At Solo PR Pro, we firmly advocate for solos knowing their value and commanding the rates they deserve. We know that your size does not limit the work you do or the results you get for your clients. With that said, we also know that there are times that you may have a willingness to reduce your rates or even work pro bono. There are many reasons that could lead you to consider not charging your full rate, including:
- You believe in the client/cause/product.
- You need the money.
- You are breaking into a new industry or new skill set.
Before you agree to a rate decrease (or free work) make sure that you have evaluated the opportunity and are making a strategic decision that will be a win-win for you and the client. After all, your business is your livelihood, so it is important that you invest time and energy in ways that make sense.
When to Just Say “No”
When asked to reduce your rate (or work for free), there are a few red flags:
- The client has a big vision but no budget. We’re a fan of big vision but these clients can be difficult to please. In fact, they are very often the clients that take up the most of your time and will be the least satisfied.
- You will be in on the ground floor of the “next big thing”. This could be entirely true but you want to strategically evaluate if you have the time and energy to devote to an unsure thing with a payoff that could be months or years away.
- You are promised exposure. Evaluate this carefully. To whom will your work be exposed? You want to gain visibility with your ideal clients in a way that will lead to paid work. If you are going to be exposed to hundreds of people who can’t pay you, just say, “no.”
- You are promised more work. Doing more work for free or less than you charge does not balance the scales, it just means you are spending more time getting paid less money.
Before You Say “Yes”
Before you agree to reduce your rate, barter or provide free services, consider the following:
- Will they value and follow your counsel? It is human nature to value things that cost us something, and we often equate value with price. The client who begged you to lower your rate may not respect your expertise. Carefully vet clients and ask probing questions to ensure that your time and effort will not be met with frustration…and less pay.
- Would you volunteer or invest in them if they were not your client? You may be excited by what the client is doing but remember that this is an investment, and should be evaluated like one.
- With reduced or no pay, will you have the resources you need to do the work effectively? Will you need to pay your team to handle other work or support you on the project? Will you need to use paid resources to help you achieve the client’s objectives? If you will have to spend money, carefully consider if the return justifies the project.
- Will they be willing to increase your pay, if and when they have more budget? You may have a prospective client that truly is on a growth trajectory. Do not assume that if they have more money, they will raise your rates. It is important to determine from the outset that your current rate is not your forever rate.

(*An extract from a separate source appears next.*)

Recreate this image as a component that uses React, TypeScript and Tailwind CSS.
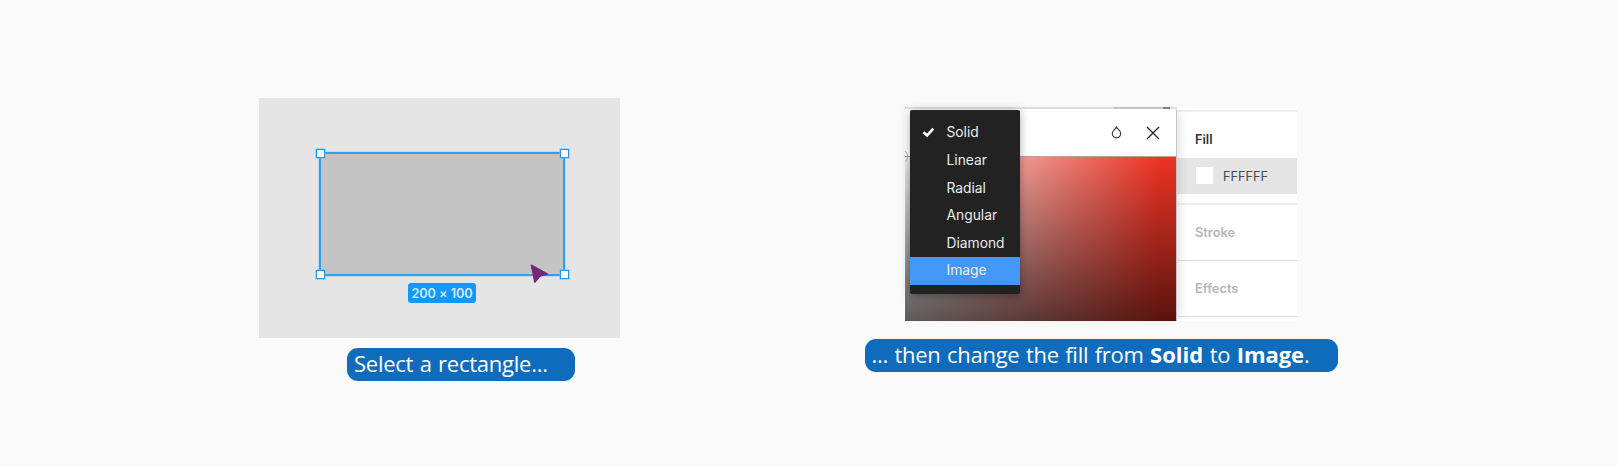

- If you are agreeing to equity or a small fee plus equity, are you comfortable with the risk? Again, this is an investment. You are spending time and resources with the promise of future gain, so make sure that you are comfortable with the investment risk.
- How will it impact your other work? You do not have an infinite amount of time so you must be strategic in how you spend it. You do not want to end up spending so much time on a low or no-paying project that it takes away from higher value work.
Free But Not Frivolous
You have carefully evaluated the opportunity and decided to move forward. Set clear expectations and put some protections in place.
Build in a contract review. Agreeing to reduce your rates now does not mean you can never raise them. Build in a review period that allows you to review the scope of work and fees. If you are working at a reduced rate, you can build in incremental increases. If pro-bono, establish a timeframe for free work, and if they want to continue, you can move to a paid arrangement.
Outline the number of hours and scope of work you will offer, in writing. Don’t skip the step of putting together a signed agreement. A written document will keep you all on the same page and serve as a reference in the event of a dispute.
Build a case study into the contract. Agree in advance that you will be able to do a comprehensive case study of the work you do. This is a great way to give and get in return. A public case study can be an invaluable marketing tool that can help you land paying clients.
Do not make a habit of reducing your fees or working for free, but when the circumstances warrant, do it with your eyes wide open. If you do want to give back to causes and organizations that you care about, set aside a number of hours per month/year for pro bono work. This will allow you to do good without sacrificing your business.
How do you handle requests for reducing your fee?